人間は生まれてすぐから、はっきり見えているわけではなく、生後1~2カ月くらいで、ものの形や色が分かるようになり、4カ月ぐらいで動くものを追って目を動かせるようになります。
1~2歳ぐらいの頃は、まだ解像度が低い見え方で細かい視標の判別は困難ですが、3~4歳くらいまでに1.0の視標が判別できるぐらいの最大矯正視力を持つようになり、最終的には両眼視機能(立体的にものを見る力)も含めて、概ね6歳ぐらいまでに「視機能の発達」が完成します。

こどもの「弱視」にはおおきくわけて

1)「未熟児網膜症、先天奇形」など器質的な障害や疾病によるもの
2)「遠視や乱視といった屈折異常」が原因となって、視機能の発達が途中でとまっているもの

の2種類があります。こどもの「弱視」で一番多いのは後者です。

幼少期に何らかの原因でピントのあった鮮明な像が網膜に映されないままだと、細かいものを見るための脳や神経の働きが十分に成長せず、視機能の発達が途中でとまってしまいます。

眼の構造

3歳児検診でのオートレフ検査について

「弱視」であっても、よほど重症でないかぎり、見にくそうにしている幼児はあまりいません。
特に片眼だけ悪い場合はなおさらです。両親も異常に気付かず、子供が「弱視」と言われても疑問をもたれる場合も少なくありません。

幼児期に弱視を早期発見・治療できるよう一部の自治体では3歳児検診の際に「オートレフ検査」という屈折異常を器械で測る検査を取り入れています。「オートレフ検査」は機器が非常に高価ということもあって、この検査を導入できている自治体は全国的にもまだ少数です。兵庫県下では明石市・加古川市・加古郡・姫路市などで実施されていますが、神戸市などほとんどの自治体が未実施です。
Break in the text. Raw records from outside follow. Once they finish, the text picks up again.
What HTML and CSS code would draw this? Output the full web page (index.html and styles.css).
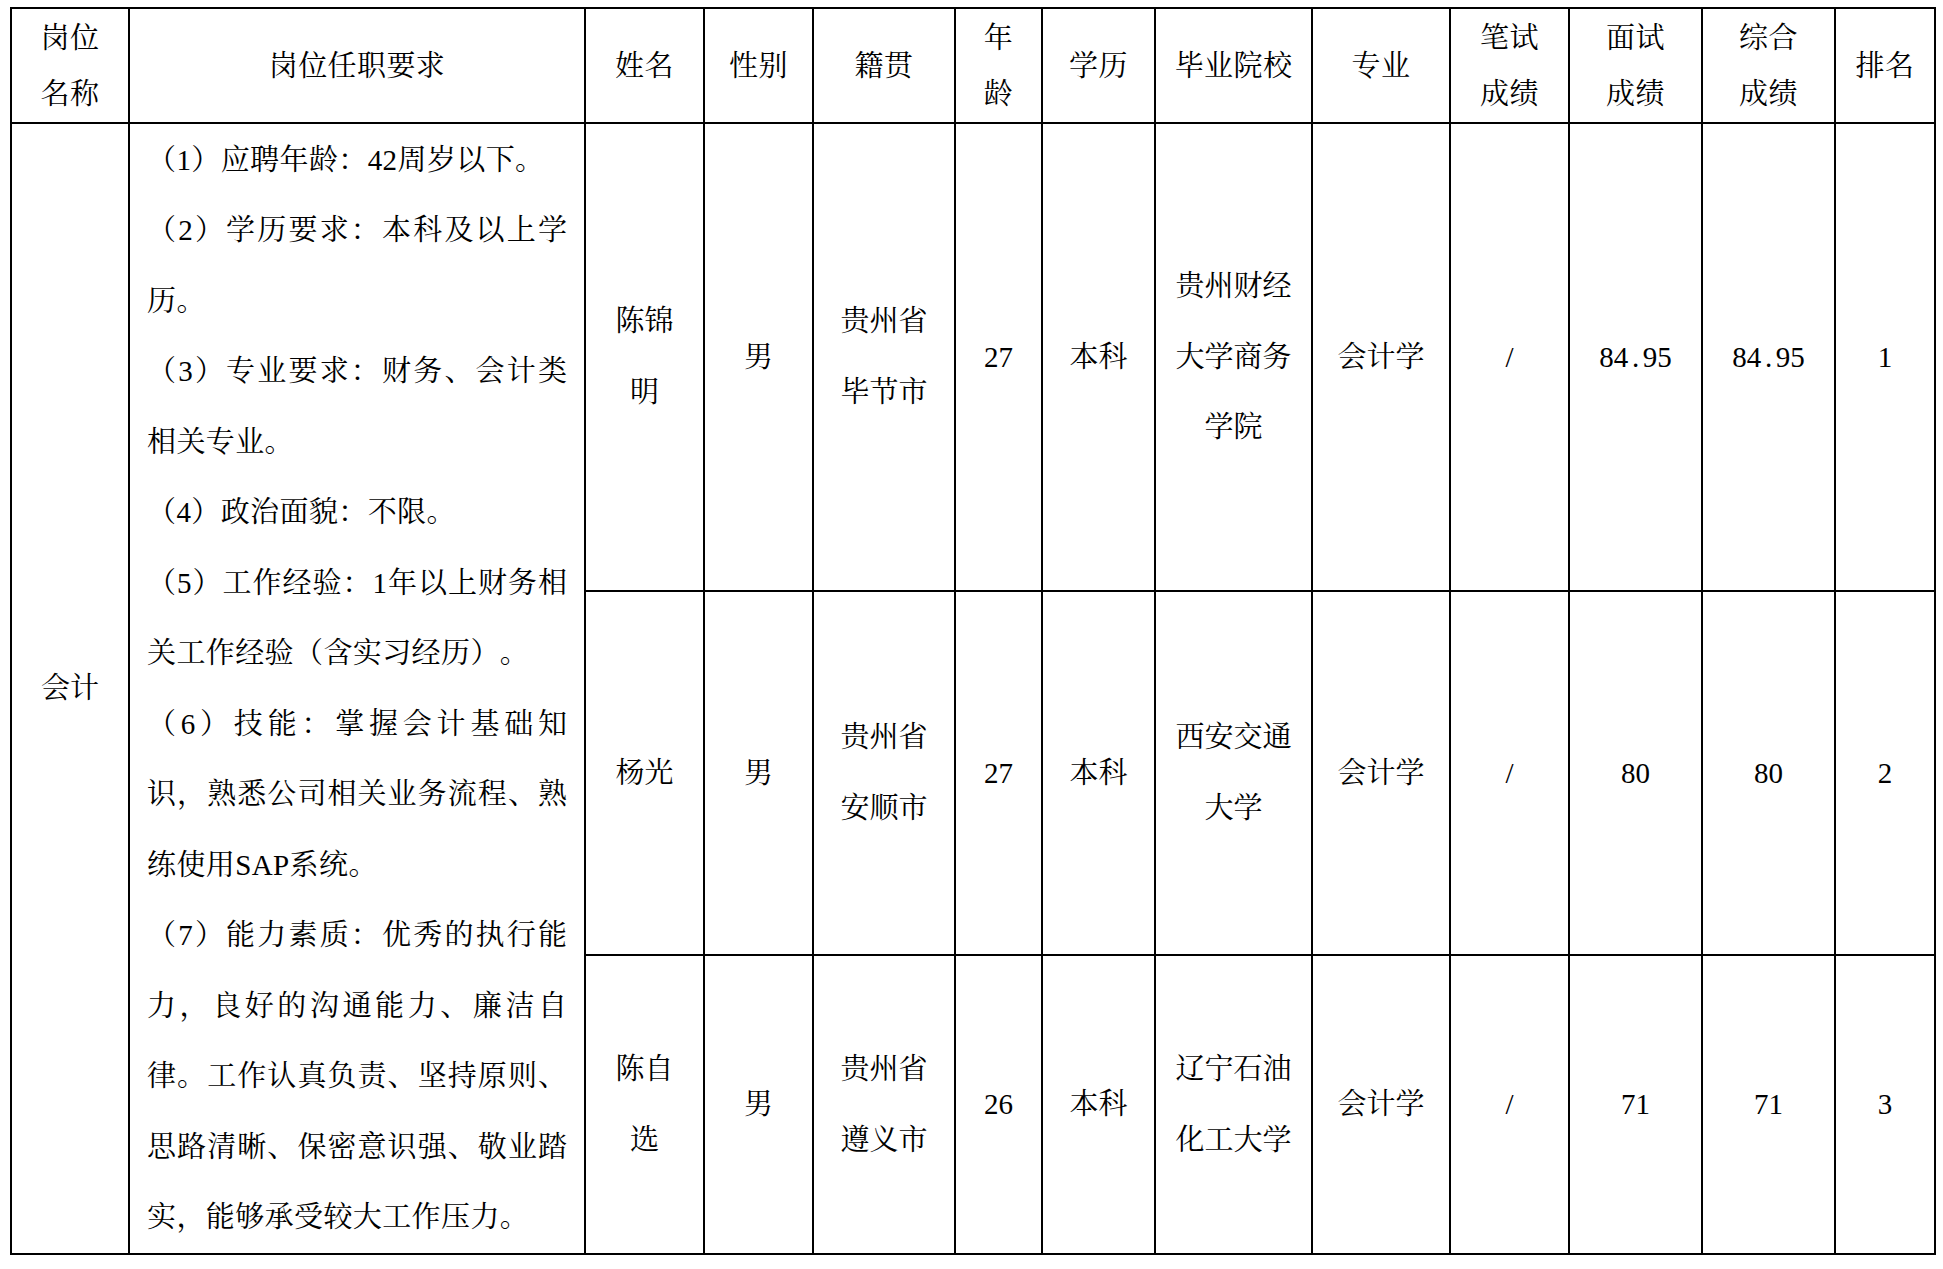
FILE: index.html
```html
<!DOCTYPE html>
<html lang="zh-CN">
<head>
<meta charset="utf-8">
<title>岗位拟录用人员名单</title>
<link rel="stylesheet" href="styles.css">
</head>
<body>
<table class="grid">
  <colgroup>
    <col class="c-post">
    <col class="c-req">
    <col class="c-name">
    <col class="c-sex">
    <col class="c-home">
    <col class="c-age">
    <col class="c-edu">
    <col class="c-school">
    <col class="c-major">
    <col class="c-written">
    <col class="c-interview">
    <col class="c-total">
    <col class="c-rank">
  </colgroup>
  <tr class="head">
    <th>岗位<br>名称</th>
    <th>岗位任职要求</th>
    <th>姓名</th>
    <th>性别</th>
    <th>籍贯</th>
    <th>年<br>龄</th>
    <th>学历</th>
    <th>毕业院校</th>
    <th>专业</th>
    <th>笔试<br>成绩</th>
    <th>面试<br>成绩</th>
    <th>综合<br>成绩</th>
    <th>排名</th>
  </tr>
  <tr class="r1">
    <td rowspan="3">会计</td>
    <td rowspan="3" class="req">
      <div class="ln">（1）应聘年龄：42周岁以下。</div>
      <div class="ln just">（2）学历要求：本科及以上学</div>
      <div class="ln">历。</div>
      <div class="ln just">（3）专业要求：财务、会计类</div>
      <div class="ln">相关专业。</div>
      <div class="ln">（4）政治面貌：不限。</div>
      <div class="ln just">（5）工作经验：1年以上财务相</div>
      <div class="ln">关工作经验（含实习经历）。</div>
      <div class="ln just">（6）技能：掌握会计基础知</div>
      <div class="ln just">识，熟悉公司相关业务流程、熟</div>
      <div class="ln">练使用SAP系统。</div>
      <div class="ln just">（7）能力素质：优秀的执行能</div>
      <div class="ln just">力，良好的沟通能力、廉洁自</div>
      <div class="ln just">律。工作认真负责、坚持原则、</div>
      <div class="ln just">思路清晰、保密意识强、敬业踏</div>
      <div class="ln">实，能够承受较大工作压力。</div>
    </td>
    <td>陈锦<br>明</td>
    <td>男</td>
    <td>贵州省<br>毕节市</td>
    <td>27</td>
    <td>本科</td>
    <td>贵州财经<br>大学商务<br>学院</td>
    <td>会计学</td>
    <td>/</td>
    <td>84<span class="dot">.</span>95</td>
    <td>84<span class="dot">.</span>95</td>
    <td>1</td>
  </tr>
  <tr class="r2">
    <td>杨光</td>
    <td>男</td>
    <td>贵州省<br>安顺市</td>
    <td>27</td>
    <td>本科</td>
    <td>西安交通<br>大学</td>
    <td>会计学</td>
    <td>/</td>
    <td>80</td>
    <td>80</td>
    <td>2</td>
  </tr>
  <tr class="r3">
    <td>陈自<br>选</td>
    <td>男</td>
    <td>贵州省<br>遵义市</td>
    <td>26</td>
    <td>本科</td>
    <td>辽宁石油<br>化工大学</td>
    <td>会计学</td>
    <td>/</td>
    <td>71</td>
    <td>71</td>
    <td>3</td>
  </tr>
</table>
</body>
</html>
```

FILE: styles.css
```css
html, body {
  margin: 0;
  padding: 0;
  background: #ffffff;
}

body {
  font-family: "Liberation Serif", "Noto Serif CJK SC", "Noto Sans CJK SC", serif;
  font-size: 29px;
  color: #000000;
  text-spacing-trim: space-all;
}

.grid {
  margin: 7px 0 0 10px;
  width: 1926px;
  table-layout: fixed;
  border-collapse: collapse;
}

.grid th,
.grid td {
  border: 2px solid #000000;
  padding: 0;
  text-align: center;
  vertical-align: middle;
  font-weight: 400;
  line-height: 70.6px;
}

.grid th {
  line-height: 56px;
  letter-spacing: 0.4px;
}

.c-post { width: 118px; }
.c-req { width: 456px; }
.c-name { width: 119px; }
.c-sex { width: 109px; }
.c-home { width: 142px; }
.c-age { width: 87px; }
.c-edu { width: 113px; }
.c-school { width: 157px; }
.c-major { width: 138px; }
.c-written { width: 119px; }
.c-interview { width: 133px; }
.c-total { width: 133px; }
.c-rank { width: 100px; }

.head { height: 115px; }
.r1 { height: 468px; }
.r2 { height: 364px; }
.r3 { height: 299px; }

.grid td.req {
  padding: 0 17px;
  text-align: left;
  line-height: 70.5px;
}

.ln {
  white-space: nowrap;
  text-align: left;
  letter-spacing: 0.4px;
}

.ln.just {
  white-space: normal;
  letter-spacing: 0;
  text-align: justify;
  text-align-last: justify;
}

.dot {
  display: inline-block;
  width: 0.5em;
  text-align: center;
}
```
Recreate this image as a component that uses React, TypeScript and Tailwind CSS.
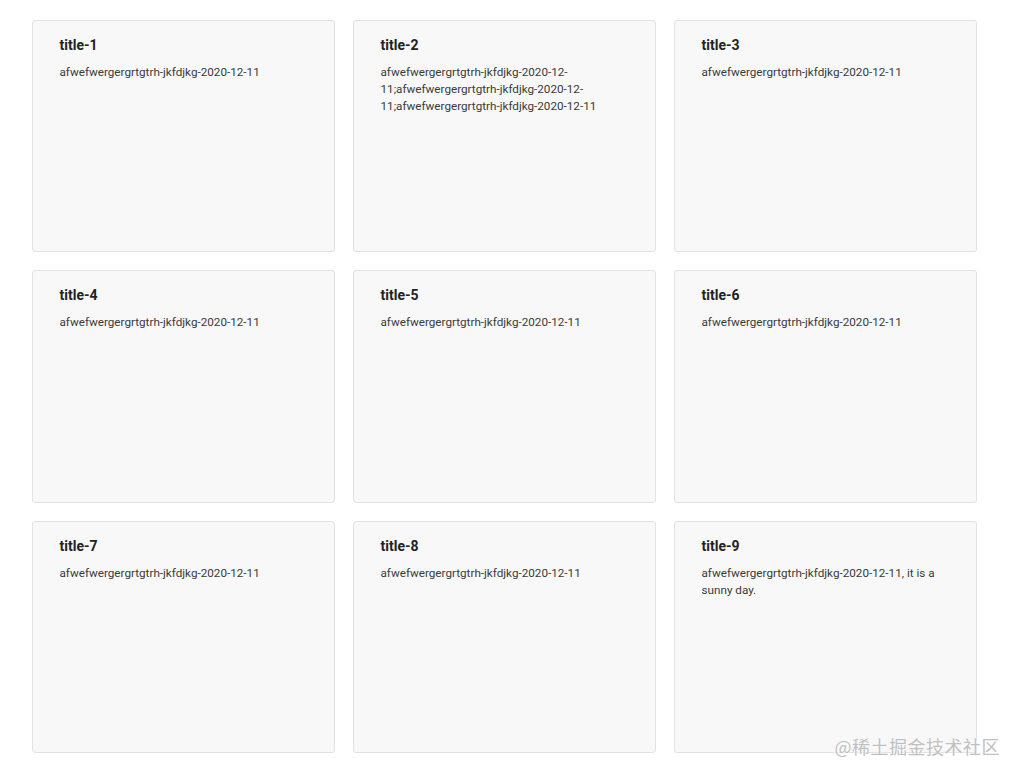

幼稚園や保育所での視力検査で異常が見つかり、早めに治療が開始できればまだ良いのですが、小学校以降で「弱視」が見つかった場合は、手遅れで治療をしても効果がでないこともあります。そのため、「3歳児検診にオートレフ検査を取り入れること」、「幼稚園・保育所などでの視力検査で異常が見つかった場合は"弱視"でないかどうか、必ず眼科で精密検査を受けること」が推奨されています。